Lava Jato está tentando inventar nova definição de “vazamento”
A assessoria de imprensa da Lava Jato negou que os procuradores tenham vazado informações no caso do Estadão, dizendo ao Intercept que a força-tarefa “jamais vazou informações sigilosas para a imprensa, ao contrário do que sugere o questionamento recebido”. Para justificar essa negativa, a força-tarefa argumenta que uma informação passada à imprensa deve ser ilegal ou violar uma ordem judicial para ser caracterizada como “vazamento”. Nesse sentido, a força-tarefa argumenta que o material enviado por Dallagnol ao Estadão não violou, na sua visão, nem a lei nem ordem judicial, e que por isso não pode ser considerado vazamento.
Entretanto, essa reportagem não alega nem sugere que Dallagnol ou Santos Lima tenham cometido o crime de violação do sigilo funcional ou desobedecido ordens judiciais ao vazar para a imprensa informações que não eram de conhecimento público. O argumento da reportagem é que eles fizeram exatamente o que Dallagnol afirmou à BBC que nunca faziam: vazaram informações privilegiadas sobre as investigações que o público e a mídia desconheciam para atingir seus objetivos.
Para defender Dallagnol das evidências claras de que ele mentiu, a força-tarefa está tentando inventar uma nova definição de “vazamento”, um significado que só considera vazamento o que envolve uma violação da lei ou de uma ordem judicial. Mas não é isso que a maioria das pessoas entende como vazamento. Em sua entrevista à BBC Brasil, Dallagnol não negou que a força-tarefa realizasse vazamentos ilegais: ele negou que a força-tarefa tenha realizado quaisquer vazamentos: “agentes públicos não vazam informações”, ele disse, completando: “Nos casos em que apenas os agentes públicos tinham acesso aos dados, as informações não vazaram”.
A insistência da força-tarefa de que nunca realizou nenhum vazamento é especialmente bizarra tendo em vista que o próprio Santos Lima alardeou ter feito exatamente isso, usando a justamente palavra vazamento: “meus vazamentos objetivam sempre fazer com que pensem que as investigações são inevitáveis e incentivar a colaboração”, escreveu, o que demonstra que nem os próprios procuradores entendem a palavra “vazamento” da forma que eles agora definem.
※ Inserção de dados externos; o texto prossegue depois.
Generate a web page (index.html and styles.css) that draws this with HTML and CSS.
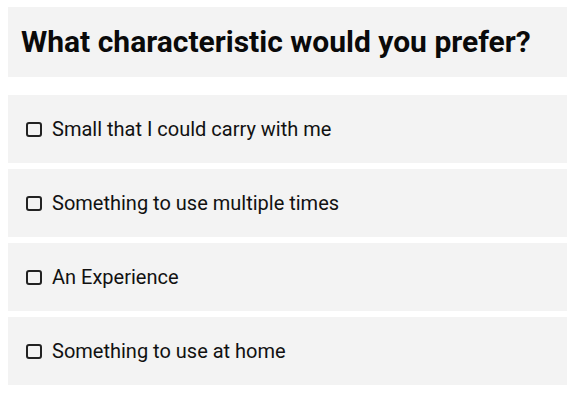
FILE: index.html
```html
<!DOCTYPE html>
<html>
<head>
<meta charset="utf-8">
<link rel="stylesheet" href="styles.css">
</head>
<body>
<div class="quiz">
  <div class="question"><h1>What characteristic would you prefer?</h1></div>
  <div class="options">
    <label class="option"><span class="box"></span><span class="text">Small that I could carry with me</span></label>
    <label class="option"><span class="box"></span><span class="text">Something to use multiple times</span></label>
    <label class="option"><span class="box"></span><span class="text">An Experience</span></label>
    <label class="option"><span class="box"></span><span class="text">Something to use at home</span></label>
  </div>
</div>
</body>
</html>
```
FILE: styles.css
```css
html, body { margin: 0; padding: 0; background: #fff; }
body { font-family: Roboto, "Liberation Sans", sans-serif; color: #111; overflow: hidden; }
.quiz { padding: 7px 0 0 8px; }
.question {
  background: #f3f3f3;
  height: 70px;
  display: flex;
  align-items: center;
  padding-left: 13px;
}
.question h1 { margin: 0; font-size: 30px; font-weight: 700; color: #0a0a0a; line-height: 1; }
.options { margin-top: 18px; display: flex; flex-direction: column; gap: 6px; }
.option {
  background: #f3f3f3;
  height: 68px;
  display: flex;
  align-items: center;
  padding-left: 18px;
}
.box {
  box-sizing: border-box;
  width: 16px; height: 15px;
  border: 2px solid #222;
  border-radius: 3px;
  margin-right: 10px;
  flex: none;
}
.text { font-size: 20px; color: #111; }
```
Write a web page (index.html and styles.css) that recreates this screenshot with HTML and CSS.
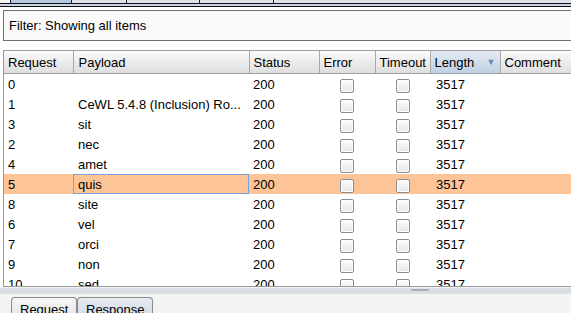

Além disso, em sua conversa com o repórter do Estadão, Dallagnol descreveu a informação que ele estava enviando, sobre a proposta de colaboração com os EUA, como “novidade”, e por essa razão insistiu que a informação que ele enviou só poderia ser publicada “mantendo meu nome em off”. Se a informação já era pública, como defende a Lava Jato por meio de sua assessoria, por que pedir off?
Além disso, a própria nota enviada ao Intercept admite que os procuradores adiantaram uma ação da investigação ao Estadão – uma informação privilegiada, portanto, ainda que não protegida por sigilo judicial formalizado. “O único caso mencionado na consulta à força-tarefa se refere a uma reportagem do Estadão que combinava dados disponíveis em processos públicos e uma informação nova, igualmente sem sigilo, sobre possíveis estratégias que se cogitavam adotar no futuro, em relação à formulação de pedido de cooperação a ser enviado, o que não caracteriza vazamento”, diz a nota. De fato, a colaboração com a Suíça citada na reportagem era pública, mas a “informação nova” (o pedido de ajuda aos EUA que foi a manchete do jornal) não era pública porque nem sequer havia sido formalizada até a publicação do texto.
Dessa forma, a negativa da força-tarefa de que os procuradores fizeram exatamente o que Deltan falsamente insistiu que nunca fizeram — vazar para a mídia informações que não eram de conhecimento público — é desmentida pelas próprias palavras dos procuradores, conforme publicadas no chat acima, em que eles mesmos descrevem suas ações como “vazamentos”. É também desmentida pela insistência de Dallagnol ao repórter que as informações passadas ao Estadão não fossem atribuídas a ele. É desmentida ainda pelos repetidos episódios em que os procuradores admitem ter vazado à mídia informações sobre as investigações, quase sempre usando especificamente a palavra “vazamentos” que eles agora buscam redefinir. E é desmentida, por fim, pela nota enviada ao Intercept.